> [Exercise description]:
Where a line holds the word "this", copy that line.

> [Given data]:
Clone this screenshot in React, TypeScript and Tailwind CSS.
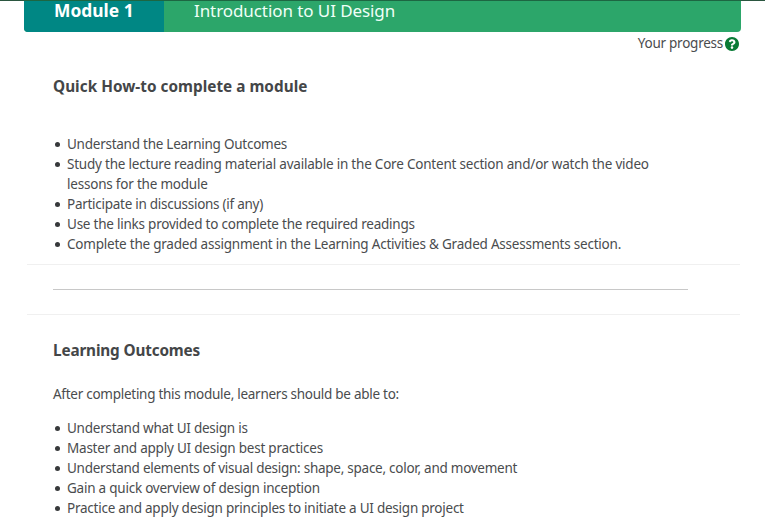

==

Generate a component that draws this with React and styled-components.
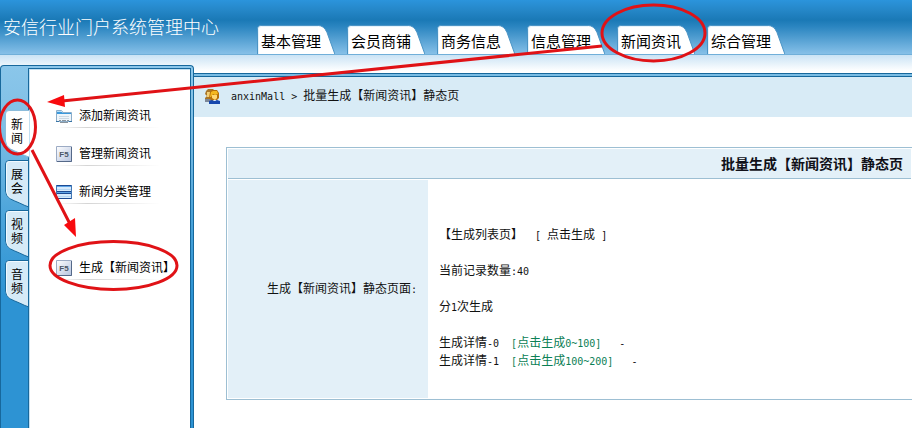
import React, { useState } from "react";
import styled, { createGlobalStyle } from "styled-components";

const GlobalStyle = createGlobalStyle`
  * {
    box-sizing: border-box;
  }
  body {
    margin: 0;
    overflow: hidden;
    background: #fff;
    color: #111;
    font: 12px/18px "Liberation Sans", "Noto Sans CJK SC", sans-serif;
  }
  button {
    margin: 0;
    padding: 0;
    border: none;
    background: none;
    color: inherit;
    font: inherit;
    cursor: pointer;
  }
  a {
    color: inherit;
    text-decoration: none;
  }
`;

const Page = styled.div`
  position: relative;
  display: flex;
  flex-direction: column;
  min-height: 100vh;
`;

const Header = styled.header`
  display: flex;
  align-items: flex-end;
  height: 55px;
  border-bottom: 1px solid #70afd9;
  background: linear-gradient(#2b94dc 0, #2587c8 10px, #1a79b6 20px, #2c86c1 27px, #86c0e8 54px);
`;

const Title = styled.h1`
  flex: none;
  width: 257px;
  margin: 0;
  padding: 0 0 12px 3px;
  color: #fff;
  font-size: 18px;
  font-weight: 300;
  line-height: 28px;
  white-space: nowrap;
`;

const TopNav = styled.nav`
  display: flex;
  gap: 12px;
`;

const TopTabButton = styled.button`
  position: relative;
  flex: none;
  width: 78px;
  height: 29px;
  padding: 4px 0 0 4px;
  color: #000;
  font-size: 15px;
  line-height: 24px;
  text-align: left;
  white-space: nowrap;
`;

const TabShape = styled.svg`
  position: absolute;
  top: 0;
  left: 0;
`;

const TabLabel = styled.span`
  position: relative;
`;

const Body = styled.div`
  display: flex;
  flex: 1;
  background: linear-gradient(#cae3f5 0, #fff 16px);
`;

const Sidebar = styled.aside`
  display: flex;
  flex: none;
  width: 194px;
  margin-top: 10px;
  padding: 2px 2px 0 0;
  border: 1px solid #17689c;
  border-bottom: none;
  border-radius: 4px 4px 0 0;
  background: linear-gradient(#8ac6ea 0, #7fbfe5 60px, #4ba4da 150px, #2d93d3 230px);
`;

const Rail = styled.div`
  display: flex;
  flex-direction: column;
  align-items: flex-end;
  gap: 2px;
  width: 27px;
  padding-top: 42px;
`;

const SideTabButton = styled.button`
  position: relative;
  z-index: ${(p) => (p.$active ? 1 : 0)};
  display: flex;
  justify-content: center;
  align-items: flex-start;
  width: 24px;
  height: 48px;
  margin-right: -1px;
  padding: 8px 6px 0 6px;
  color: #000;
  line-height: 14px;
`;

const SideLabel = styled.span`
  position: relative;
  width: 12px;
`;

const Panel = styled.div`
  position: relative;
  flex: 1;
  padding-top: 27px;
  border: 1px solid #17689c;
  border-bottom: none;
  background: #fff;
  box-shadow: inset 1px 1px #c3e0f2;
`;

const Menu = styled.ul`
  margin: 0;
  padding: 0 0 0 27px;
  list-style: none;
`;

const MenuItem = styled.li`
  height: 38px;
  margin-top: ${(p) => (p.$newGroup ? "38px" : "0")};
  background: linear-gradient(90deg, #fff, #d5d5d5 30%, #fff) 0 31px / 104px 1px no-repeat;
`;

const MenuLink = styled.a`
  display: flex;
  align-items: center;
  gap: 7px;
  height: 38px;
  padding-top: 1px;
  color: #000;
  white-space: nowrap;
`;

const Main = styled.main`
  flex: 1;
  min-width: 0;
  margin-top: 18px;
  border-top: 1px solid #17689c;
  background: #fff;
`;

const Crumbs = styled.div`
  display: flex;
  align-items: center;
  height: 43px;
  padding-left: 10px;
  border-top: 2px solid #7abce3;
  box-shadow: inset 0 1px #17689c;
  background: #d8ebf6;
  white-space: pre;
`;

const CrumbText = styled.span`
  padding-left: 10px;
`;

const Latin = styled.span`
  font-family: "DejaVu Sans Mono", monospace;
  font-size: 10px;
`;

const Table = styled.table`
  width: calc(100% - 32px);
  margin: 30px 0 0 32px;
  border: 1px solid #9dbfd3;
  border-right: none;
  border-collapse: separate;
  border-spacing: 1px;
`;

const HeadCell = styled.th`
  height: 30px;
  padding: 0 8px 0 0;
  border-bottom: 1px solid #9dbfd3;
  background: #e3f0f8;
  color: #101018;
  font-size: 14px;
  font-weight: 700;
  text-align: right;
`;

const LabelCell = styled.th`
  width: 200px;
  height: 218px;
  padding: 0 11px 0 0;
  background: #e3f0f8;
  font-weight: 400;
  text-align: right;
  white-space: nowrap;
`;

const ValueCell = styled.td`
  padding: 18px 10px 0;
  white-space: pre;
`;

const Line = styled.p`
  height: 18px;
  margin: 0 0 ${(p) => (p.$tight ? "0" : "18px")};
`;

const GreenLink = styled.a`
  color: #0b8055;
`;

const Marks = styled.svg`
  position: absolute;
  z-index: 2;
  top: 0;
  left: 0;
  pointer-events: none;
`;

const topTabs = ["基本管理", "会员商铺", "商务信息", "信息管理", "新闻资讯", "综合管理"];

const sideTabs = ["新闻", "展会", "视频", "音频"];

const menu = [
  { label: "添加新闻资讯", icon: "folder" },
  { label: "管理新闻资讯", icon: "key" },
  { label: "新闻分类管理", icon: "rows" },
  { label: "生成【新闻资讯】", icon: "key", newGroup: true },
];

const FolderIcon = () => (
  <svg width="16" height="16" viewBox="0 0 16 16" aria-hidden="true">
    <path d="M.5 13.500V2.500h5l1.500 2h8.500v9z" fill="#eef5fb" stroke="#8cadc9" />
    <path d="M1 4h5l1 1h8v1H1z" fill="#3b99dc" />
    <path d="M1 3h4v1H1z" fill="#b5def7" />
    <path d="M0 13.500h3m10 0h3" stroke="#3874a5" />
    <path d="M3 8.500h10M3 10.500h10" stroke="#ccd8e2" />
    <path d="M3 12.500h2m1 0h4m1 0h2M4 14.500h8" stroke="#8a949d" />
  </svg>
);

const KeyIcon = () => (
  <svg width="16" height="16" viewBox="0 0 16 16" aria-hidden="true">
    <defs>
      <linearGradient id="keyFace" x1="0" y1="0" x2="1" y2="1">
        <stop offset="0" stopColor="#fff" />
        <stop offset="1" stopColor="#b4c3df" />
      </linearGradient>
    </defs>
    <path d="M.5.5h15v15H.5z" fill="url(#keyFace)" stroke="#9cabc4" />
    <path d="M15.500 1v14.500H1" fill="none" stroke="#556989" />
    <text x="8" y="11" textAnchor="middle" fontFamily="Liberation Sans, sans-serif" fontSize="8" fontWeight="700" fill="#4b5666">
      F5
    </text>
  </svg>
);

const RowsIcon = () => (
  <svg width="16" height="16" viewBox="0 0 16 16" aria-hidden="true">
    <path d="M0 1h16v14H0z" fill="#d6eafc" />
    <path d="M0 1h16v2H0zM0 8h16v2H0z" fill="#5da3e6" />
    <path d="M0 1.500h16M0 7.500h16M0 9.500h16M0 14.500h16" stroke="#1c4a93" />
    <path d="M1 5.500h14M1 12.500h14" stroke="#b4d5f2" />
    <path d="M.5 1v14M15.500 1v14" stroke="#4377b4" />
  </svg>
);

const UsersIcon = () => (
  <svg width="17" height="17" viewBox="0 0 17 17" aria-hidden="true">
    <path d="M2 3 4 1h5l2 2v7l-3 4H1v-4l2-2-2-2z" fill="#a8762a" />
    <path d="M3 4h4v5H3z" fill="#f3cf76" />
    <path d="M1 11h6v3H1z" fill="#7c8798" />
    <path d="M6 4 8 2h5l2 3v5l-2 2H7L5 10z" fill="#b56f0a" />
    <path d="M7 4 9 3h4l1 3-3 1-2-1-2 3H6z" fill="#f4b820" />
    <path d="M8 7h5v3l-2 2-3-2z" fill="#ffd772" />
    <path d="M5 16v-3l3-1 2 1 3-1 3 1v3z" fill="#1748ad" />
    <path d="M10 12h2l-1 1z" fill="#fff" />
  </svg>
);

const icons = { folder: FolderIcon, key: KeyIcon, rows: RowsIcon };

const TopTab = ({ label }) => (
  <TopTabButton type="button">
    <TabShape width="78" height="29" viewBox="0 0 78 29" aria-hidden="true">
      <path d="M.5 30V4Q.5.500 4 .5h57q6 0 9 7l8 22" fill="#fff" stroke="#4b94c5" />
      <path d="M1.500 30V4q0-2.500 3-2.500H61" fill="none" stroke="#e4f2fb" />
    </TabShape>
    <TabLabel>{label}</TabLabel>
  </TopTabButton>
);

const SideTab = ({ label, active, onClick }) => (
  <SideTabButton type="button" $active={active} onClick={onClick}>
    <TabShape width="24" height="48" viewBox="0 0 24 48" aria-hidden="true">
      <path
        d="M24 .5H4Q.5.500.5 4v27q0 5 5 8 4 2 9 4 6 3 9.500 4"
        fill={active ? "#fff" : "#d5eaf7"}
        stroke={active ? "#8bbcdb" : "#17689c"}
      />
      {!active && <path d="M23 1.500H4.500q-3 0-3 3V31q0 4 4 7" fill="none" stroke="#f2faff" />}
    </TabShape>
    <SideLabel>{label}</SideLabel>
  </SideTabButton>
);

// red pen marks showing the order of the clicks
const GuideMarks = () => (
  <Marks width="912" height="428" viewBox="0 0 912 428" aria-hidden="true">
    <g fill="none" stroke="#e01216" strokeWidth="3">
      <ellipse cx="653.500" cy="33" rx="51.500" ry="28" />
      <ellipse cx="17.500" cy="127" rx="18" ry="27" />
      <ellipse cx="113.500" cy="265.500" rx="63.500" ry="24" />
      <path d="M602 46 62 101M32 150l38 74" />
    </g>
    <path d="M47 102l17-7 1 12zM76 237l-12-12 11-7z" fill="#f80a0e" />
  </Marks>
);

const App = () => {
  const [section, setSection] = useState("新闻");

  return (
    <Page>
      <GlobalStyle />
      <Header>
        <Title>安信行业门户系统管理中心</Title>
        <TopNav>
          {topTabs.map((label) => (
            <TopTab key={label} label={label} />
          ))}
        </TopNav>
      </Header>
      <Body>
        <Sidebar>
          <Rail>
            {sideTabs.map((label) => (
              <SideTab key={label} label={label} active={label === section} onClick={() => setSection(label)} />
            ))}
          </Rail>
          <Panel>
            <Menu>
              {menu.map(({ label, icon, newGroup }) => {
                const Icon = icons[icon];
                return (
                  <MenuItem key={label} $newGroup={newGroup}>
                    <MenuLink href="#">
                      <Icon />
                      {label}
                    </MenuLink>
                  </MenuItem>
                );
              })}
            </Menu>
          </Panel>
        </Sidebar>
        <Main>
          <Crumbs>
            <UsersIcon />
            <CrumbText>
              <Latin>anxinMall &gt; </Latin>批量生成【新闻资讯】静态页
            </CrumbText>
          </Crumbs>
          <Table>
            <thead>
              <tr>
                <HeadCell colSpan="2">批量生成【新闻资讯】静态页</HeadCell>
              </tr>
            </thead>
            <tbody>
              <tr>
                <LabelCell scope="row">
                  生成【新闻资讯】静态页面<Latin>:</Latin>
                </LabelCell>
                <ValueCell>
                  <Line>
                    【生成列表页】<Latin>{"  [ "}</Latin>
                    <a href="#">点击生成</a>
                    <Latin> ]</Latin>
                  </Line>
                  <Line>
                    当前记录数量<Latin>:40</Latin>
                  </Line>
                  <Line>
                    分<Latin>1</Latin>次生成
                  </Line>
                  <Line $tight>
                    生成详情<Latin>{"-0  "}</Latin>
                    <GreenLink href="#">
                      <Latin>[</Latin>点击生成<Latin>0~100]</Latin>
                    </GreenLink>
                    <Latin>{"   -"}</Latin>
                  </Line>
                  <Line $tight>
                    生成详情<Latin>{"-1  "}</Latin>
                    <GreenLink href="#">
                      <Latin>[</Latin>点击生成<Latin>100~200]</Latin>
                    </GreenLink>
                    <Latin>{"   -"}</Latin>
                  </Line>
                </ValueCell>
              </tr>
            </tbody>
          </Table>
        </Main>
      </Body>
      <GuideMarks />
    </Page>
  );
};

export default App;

> [Exercise output]:
Clone this screenshot in React, TypeScript and Tailwind CSS.
Generate a component that draws this with React and styled-components.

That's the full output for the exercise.